ORDER
Matthew Parker appeals a district court judgment that dismissed his petition for a writ of habeas corpus filed under 28 U.S.C. § 2254. This case has been referred to a panel of the court pursuant to Rule 34(j)(l), Rules of the Sixth Circuit. Upon examination, this panel unanimously agrees that oral argument is not needed. Fed. R.App. P. 34(a).
Upon de novo review, see Clemmons v. Sowders, 34 F.3d 352, 354 (6th Cir.1994); Carter v. Sowders, 5 F.3d 975, 978 (6th Cir.1993), we will affirm the judgment because Parker did not present his claim in the Tennessee courts. See O’Sullivan v. Boerckel, 526 U.S. 838, 842-45, 119 S.Ct. 1728, 144 L.Ed.2d 1 (1999). The doctrine of exhaustion of state court remedies “is designed to give the state courts a full and fair opportunity to resolve federal constitutional claims before those claims are presented to the federal courts.” Id. at 845. Pursuant to the exhaustion doctrine, federal courts lack jurisdiction over a claim in a habeas petition that was not “fairly presented” to the state courts. Jacobs v. Mohr, 265 F.3d 407, 415 (6th Cir.2001). In such cases, federal habeas corpus review is foreclosed absent a showing of cause and prejudice or a fundamental miscarriage of justice. Coleman v. Thompson, 501 U.S. 722, 750, 111 S.Ct. 2546, 115 L.Ed.2d 640 (1991); Murray v. Carrier, 477 U.S. 478, 495-96, 106 S.Ct. 2639, 91 L.Ed.2d 397 (1986). Here, Parker did not fairly present his claim in the state courts, and cannot show cause and prejudice to excuse his failure to do so or that a fundamental miscarriage of justice will result.
As noted, Parker filed a state habeas corpus petition in the state trial court after the court entered its corrected judgment in which Parker challenged the corrected sentence. However, Parker subsequently filed a notice to withdraw his petition upon the advice of counsel, and the trial court granted Parker’s motion. Another state postconviction petition is now barred. See Tenn.Code Ann. § 40-30-202. Thus, Parker cannot now return to the state courts to exhaust his claim. Under these circumstances, Parker did not fairly present his claim in the state courts and cannot now do so.

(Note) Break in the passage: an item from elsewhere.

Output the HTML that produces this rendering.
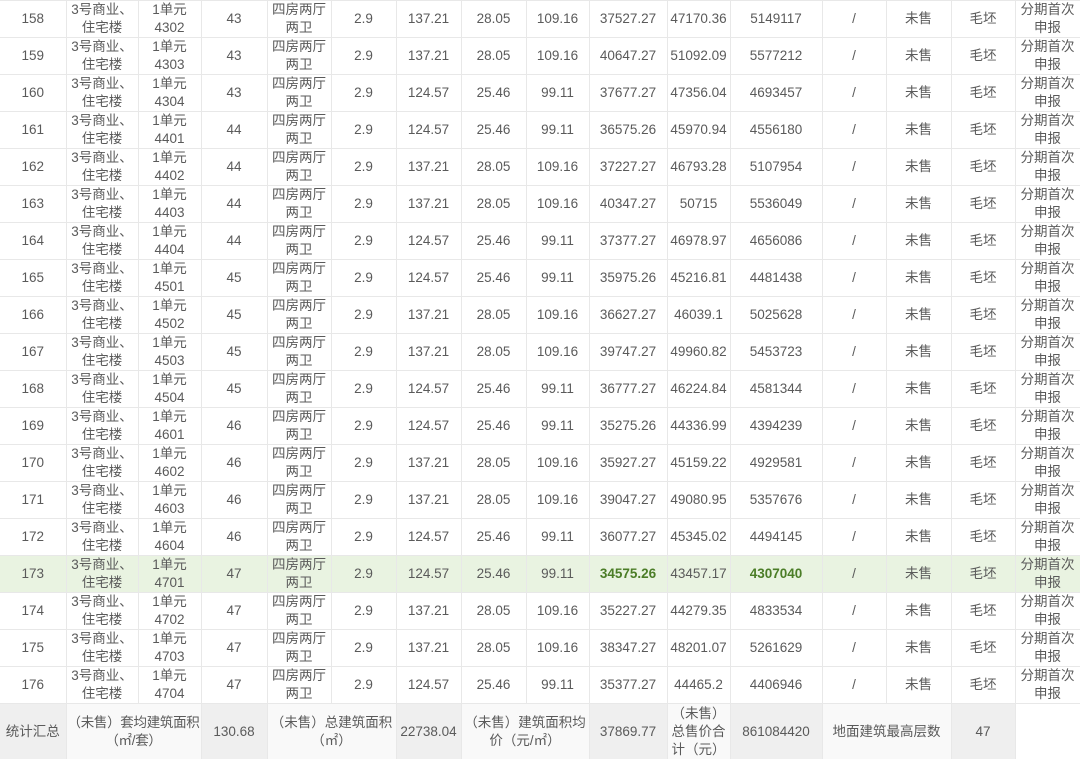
<!DOCTYPE html>
<html><head><meta charset="utf-8">
<style>
html,body{margin:0;padding:0;background:#fff;width:1080px;height:759px;overflow:hidden}
table{border-collapse:collapse;table-layout:fixed;width:1080px;font-family:"Liberation Sans","Noto Sans CJK SC",sans-serif;font-size:13.5px;color:#5a5a5a}
td{border:1px solid #e8e8e8;height:36px;padding:0 1px;text-align:center;line-height:18px;overflow:hidden;white-space:normal}
tr.h td{background:#e9f3e1}
tr.h td.b{font-weight:bold;color:#4b7d27}
tr.s td{height:55px;background:#f9f9f9}
tr.s td.g{background:#efefef}
tr.s td.w{background:#fff;border-color:#fff}
td.nw{white-space:nowrap;padding:0;letter-spacing:-0.3px}
td:first-child{border-left:none}
</style></head><body>
<table>
<colgroup><col style="width:66px"><col style="width:72px"><col style="width:63px"><col style="width:66px"><col style="width:64px"><col style="width:65px"><col style="width:65px"><col style="width:65px"><col style="width:63px"><col style="width:78px"><col style="width:63px"><col style="width:92px"><col style="width:64px"><col style="width:65px"><col style="width:64px"><col style="width:65px"></colgroup>
<tr><td>158</td><td>3号商业、<br>住宅楼</td><td>1单元<br>4302</td><td>43</td><td>四房两厅<br>两卫</td><td>2.9</td><td>137.21</td><td>28.05</td><td>109.16</td><td>37527.27</td><td>47170.36</td><td>5149117</td><td>/</td><td>未售</td><td>毛坯</td><td>分期首次<br>申报</td></tr>
<tr><td>159</td><td>3号商业、<br>住宅楼</td><td>1单元<br>4303</td><td>43</td><td>四房两厅<br>两卫</td><td>2.9</td><td>137.21</td><td>28.05</td><td>109.16</td><td>40647.27</td><td>51092.09</td><td>5577212</td><td>/</td><td>未售</td><td>毛坯</td><td>分期首次<br>申报</td></tr>
<tr><td>160</td><td>3号商业、<br>住宅楼</td><td>1单元<br>4304</td><td>43</td><td>四房两厅<br>两卫</td><td>2.9</td><td>124.57</td><td>25.46</td><td>99.11</td><td>37677.27</td><td>47356.04</td><td>4693457</td><td>/</td><td>未售</td><td>毛坯</td><td>分期首次<br>申报</td></tr>
<tr><td>161</td><td>3号商业、<br>住宅楼</td><td>1单元<br>4401</td><td>44</td><td>四房两厅<br>两卫</td><td>2.9</td><td>124.57</td><td>25.46</td><td>99.11</td><td>36575.26</td><td>45970.94</td><td>4556180</td><td>/</td><td>未售</td><td>毛坯</td><td>分期首次<br>申报</td></tr>
<tr><td>162</td><td>3号商业、<br>住宅楼</td><td>1单元<br>4402</td><td>44</td><td>四房两厅<br>两卫</td><td>2.9</td><td>137.21</td><td>28.05</td><td>109.16</td><td>37227.27</td><td>46793.28</td><td>5107954</td><td>/</td><td>未售</td><td>毛坯</td><td>分期首次<br>申报</td></tr>
<tr><td>163</td><td>3号商业、<br>住宅楼</td><td>1单元<br>4403</td><td>44</td><td>四房两厅<br>两卫</td><td>2.9</td><td>137.21</td><td>28.05</td><td>109.16</td><td>40347.27</td><td>50715</td><td>5536049</td><td>/</td><td>未售</td><td>毛坯</td><td>分期首次<br>申报</td></tr>
<tr><td>164</td><td>3号商业、<br>住宅楼</td><td>1单元<br>4404</td><td>44</td><td>四房两厅<br>两卫</td><td>2.9</td><td>124.57</td><td>25.46</td><td>99.11</td><td>37377.27</td><td>46978.97</td><td>4656086</td><td>/</td><td>未售</td><td>毛坯</td><td>分期首次<br>申报</td></tr>
<tr><td>165</td><td>3号商业、<br>住宅楼</td><td>1单元<br>4501</td><td>45</td><td>四房两厅<br>两卫</td><td>2.9</td><td>124.57</td><td>25.46</td><td>99.11</td><td>35975.26</td><td>45216.81</td><td>4481438</td><td>/</td><td>未售</td><td>毛坯</td><td>分期首次<br>申报</td></tr>
<tr><td>166</td><td>3号商业、<br>住宅楼</td><td>1单元<br>4502</td><td>45</td><td>四房两厅<br>两卫</td><td>2.9</td><td>137.21</td><td>28.05</td><td>109.16</td><td>36627.27</td><td>46039.1</td><td>5025628</td><td>/</td><td>未售</td><td>毛坯</td><td>分期首次<br>申报</td></tr>
<tr><td>167</td><td>3号商业、<br>住宅楼</td><td>1单元<br>4503</td><td>45</td><td>四房两厅<br>两卫</td><td>2.9</td><td>137.21</td><td>28.05</td><td>109.16</td><td>39747.27</td><td>49960.82</td><td>5453723</td><td>/</td><td>未售</td><td>毛坯</td><td>分期首次<br>申报</td></tr>
<tr><td>168</td><td>3号商业、<br>住宅楼</td><td>1单元<br>4504</td><td>45</td><td>四房两厅<br>两卫</td><td>2.9</td><td>124.57</td><td>25.46</td><td>99.11</td><td>36777.27</td><td>46224.84</td><td>4581344</td><td>/</td><td>未售</td><td>毛坯</td><td>分期首次<br>申报</td></tr>
<tr><td>169</td><td>3号商业、<br>住宅楼</td><td>1单元<br>4601</td><td>46</td><td>四房两厅<br>两卫</td><td>2.9</td><td>124.57</td><td>25.46</td><td>99.11</td><td>35275.26</td><td>44336.99</td><td>4394239</td><td>/</td><td>未售</td><td>毛坯</td><td>分期首次<br>申报</td></tr>
<tr><td>170</td><td>3号商业、<br>住宅楼</td><td>1单元<br>4602</td><td>46</td><td>四房两厅<br>两卫</td><td>2.9</td><td>137.21</td><td>28.05</td><td>109.16</td><td>35927.27</td><td>45159.22</td><td>4929581</td><td>/</td><td>未售</td><td>毛坯</td><td>分期首次<br>申报</td></tr>
<tr><td>171</td><td>3号商业、<br>住宅楼</td><td>1单元<br>4603</td><td>46</td><td>四房两厅<br>两卫</td><td>2.9</td><td>137.21</td><td>28.05</td><td>109.16</td><td>39047.27</td><td>49080.95</td><td>5357676</td><td>/</td><td>未售</td><td>毛坯</td><td>分期首次<br>申报</td></tr>
<tr><td>172</td><td>3号商业、<br>住宅楼</td><td>1单元<br>4604</td><td>46</td><td>四房两厅<br>两卫</td><td>2.9</td><td>124.57</td><td>25.46</td><td>99.11</td><td>36077.27</td><td>45345.02</td><td>4494145</td><td>/</td><td>未售</td><td>毛坯</td><td>分期首次<br>申报</td></tr>
<tr class="h"><td>173</td><td>3号商业、<br>住宅楼</td><td>1单元<br>4701</td><td>47</td><td>四房两厅<br>两卫</td><td>2.9</td><td>124.57</td><td>25.46</td><td>99.11</td><td class="b">34575.26</td><td>43457.17</td><td class="b">4307040</td><td>/</td><td>未售</td><td>毛坯</td><td>分期首次<br>申报</td></tr>
<tr><td>174</td><td>3号商业、<br>住宅楼</td><td>1单元<br>4702</td><td>47</td><td>四房两厅<br>两卫</td><td>2.9</td><td>137.21</td><td>28.05</td><td>109.16</td><td>35227.27</td><td>44279.35</td><td>4833534</td><td>/</td><td>未售</td><td>毛坯</td><td>分期首次<br>申报</td></tr>
<tr><td>175</td><td>3号商业、<br>住宅楼</td><td>1单元<br>4703</td><td>47</td><td>四房两厅<br>两卫</td><td>2.9</td><td>137.21</td><td>28.05</td><td>109.16</td><td>38347.27</td><td>48201.07</td><td>5261629</td><td>/</td><td>未售</td><td>毛坯</td><td>分期首次<br>申报</td></tr>
<tr><td>176</td><td>3号商业、<br>住宅楼</td><td>1单元<br>4704</td><td>47</td><td>四房两厅<br>两卫</td><td>2.9</td><td>124.57</td><td>25.46</td><td>99.11</td><td>35377.27</td><td>44465.2</td><td>4406946</td><td>/</td><td>未售</td><td>毛坯</td><td>分期首次<br>申报</td></tr>
<tr class="s"><td class="g">统计汇总</td><td colspan="2" class="nw">（未售）套均建筑面积<br>（㎡/套）</td><td class="g">130.68</td><td colspan="2">（未售）总建筑面积<br>（㎡）</td><td class="g">22738.04</td><td colspan="2">（未售）建筑面积均<br>价（元/㎡）</td><td class="g">37869.77</td><td>（未售）<br>总售价合<br>计（元）</td><td class="g">861084420</td><td colspan="2">地面建筑最高层数</td><td class="g">47</td><td class="w"></td></tr>
</table>
</body></html>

*350Further, Parker cannot show cause and prejudice to excuse his failure to present his claim in the state courts or that a fundamental miscarriage of justice will result unless his claim is considered in habeas corpus. Parker cannot rely on an ineffective assistance of counsel claim to show cause why his claim was not presented in the state courts because he has never presented an ineffective assistance of counsel claim in the state courts. See Edwards v. Carpenter, 529 U.S. 446, 451-52, 120 S.Ct. 1587, 146 L.Ed.2d 518 (2000). No other cause appears to exist that might excuse Parker’s failure to present his claim in the state courts. Moreover, Parker at least arguably suffered no prejudice in this case because the sentencing court merely corrected its original judgment to comport with requirements of state law, and Parker withdrew his state postconviction petition because his amended sentence constituted the minimum sentence Parker would have faced had he been permitted to withdraw his guilty plea in this case. Under these circumstances, Parker cannot show cause and prejudice to excuse his failure to present his claim in the state courts or that a fundamental miscarriage of justice will occur unless his claim is considered.
For the foregoing reasons, the district court’s judgment is affirmed. See Rule 34(j)(2)(C), Rules of the Sixth Circuit.